A robust calculator does not replace your provider agreement, but it helps you ask better questions before signing one.
| Payment Type | Typical Business Use | Modeled Fee Assumption in This Tool | Cost Sensitivity |
|---|---|---|---|
| SEPA Credit Transfer | Invoices, B2B settlement, account funding, customer-initiated bank pay | €0.20 + 0.15% | Moderate fixed fee impact on low-value payments |
| SEPA Instant Credit Transfer | Real-time confirmation, urgent payout, immediate account crediting | €0.45 + 0.20% | Higher convenience cost, more valuable for speed-sensitive use cases |
| SEPA Direct Debit Core | Subscriptions, membership fees, donations, recurring bills | €0.18 + 0.10% | Often attractive for recurring billing, but exceptions management matters |
How to Compare Providers Using a SEPA Charge Calculator
The smartest way to use a calculator is not to ask, “What does SEPA cost?” but rather, “What does SEPA cost for my exact payment pattern?” A provider that looks cheap for €20 consumer subscriptions may not be optimal for €2,000 B2B invoices. To compare providers well, follow this process:
- Calculate your current monthly payment count and average transaction value.
- Separate one-off transfers from recurring collections.
- Estimate refund, reject, and return rates if you use direct debit.
- Add plan fees, support fees, and payout costs.
- Model FX separately when conversion is involved.
- Compare the effective fee rate, not just the advertised line item.
This is especially important for fast-growing companies. A provider that is economical at 100 payments per month might become expensive at 10,000 if fixed fees are not volume-discounted. Conversely, a premium provider with a monthly platform fee might be attractive once your scale is large enough to spread that fee across many transactions.
Regulatory Context and Why It Matters
Payment charges in Europe sit within a regulatory environment intended to support transparency, competition, and consistency. While the exact contract you sign is commercial, the broader framework shapes how euro transfers work, how quickly they move, and in some cases how pricing parity is expected for cross-border euro payments. Businesses evaluating SEPA should understand not only price but also refund rights, execution times, data standards, and operational responsibilities around customer consent and mandate handling.
For readers who want more background on payment systems and consumer protections, the following authoritative resources are useful:
- Consumer Financial Protection Bureau: What is an electronic fund transfer?
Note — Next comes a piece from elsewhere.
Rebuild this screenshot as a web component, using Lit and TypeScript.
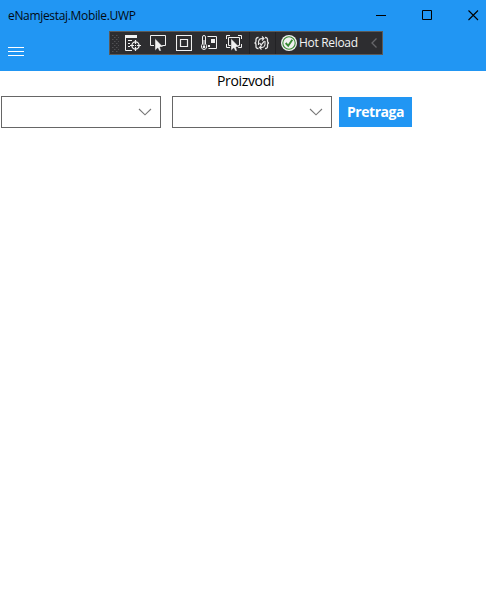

- Federal Reserve: Payment Systems
- Consumer Financial Protection Bureau Regulation E overview
These sources are not SEPA rulebooks, but they are authoritative references for understanding electronic payments, consumer rights, and payment system structure. They are especially useful if you operate internationally and want a stronger grounding in how regulated payment rails are generally supervised.
Best Practices for Reducing SEPA Charges
If your calculator output is higher than expected, you have several levers you can pull:
- Consolidate low-value payments when your business model allows it, because fewer transactions reduce fixed fee drag.
- Route recurring billing through direct debit if your customer profile and compliance setup support it.
- Negotiate tiered volume discounts once your monthly count becomes meaningful.
- Reduce payment failures through better onboarding, account validation, and mandate hygiene.
- Review settlement and payout pricing because the collection fee may not be the full story.
- Watch FX carefully whenever money enters or leaves the euro ecosystem.
When SEPA Instant Makes Sense Despite Higher Fees
A higher transaction fee is not automatically bad if the payment method solves a real business problem. SEPA Instant may be worth the premium when faster confirmation improves conversion, supports urgent supplier payment, accelerates shipping, or reduces customer support load. In other words, total value is not only about the fee itself. It is about the revenue, trust, or working-capital advantage unlocked by speed.
Final Takeaway
A SEPA charge calculator is most useful when it turns payment complexity into a financial decision framework. By estimating gross volume, fee burden, net settlement, and effective rate, you can judge whether your payment setup is commercially sensible. The calculator on this page gives you an immediate benchmark for common SEPA scenarios, while the guide helps you interpret what the numbers mean in operational terms.
Use it before onboarding a new payment provider, before changing pricing plans, before adding instant transfers, and before scaling into new euro markets. Payments are often treated as back-office mechanics, but the right cost model can improve margins, cash flow, and customer experience all at once.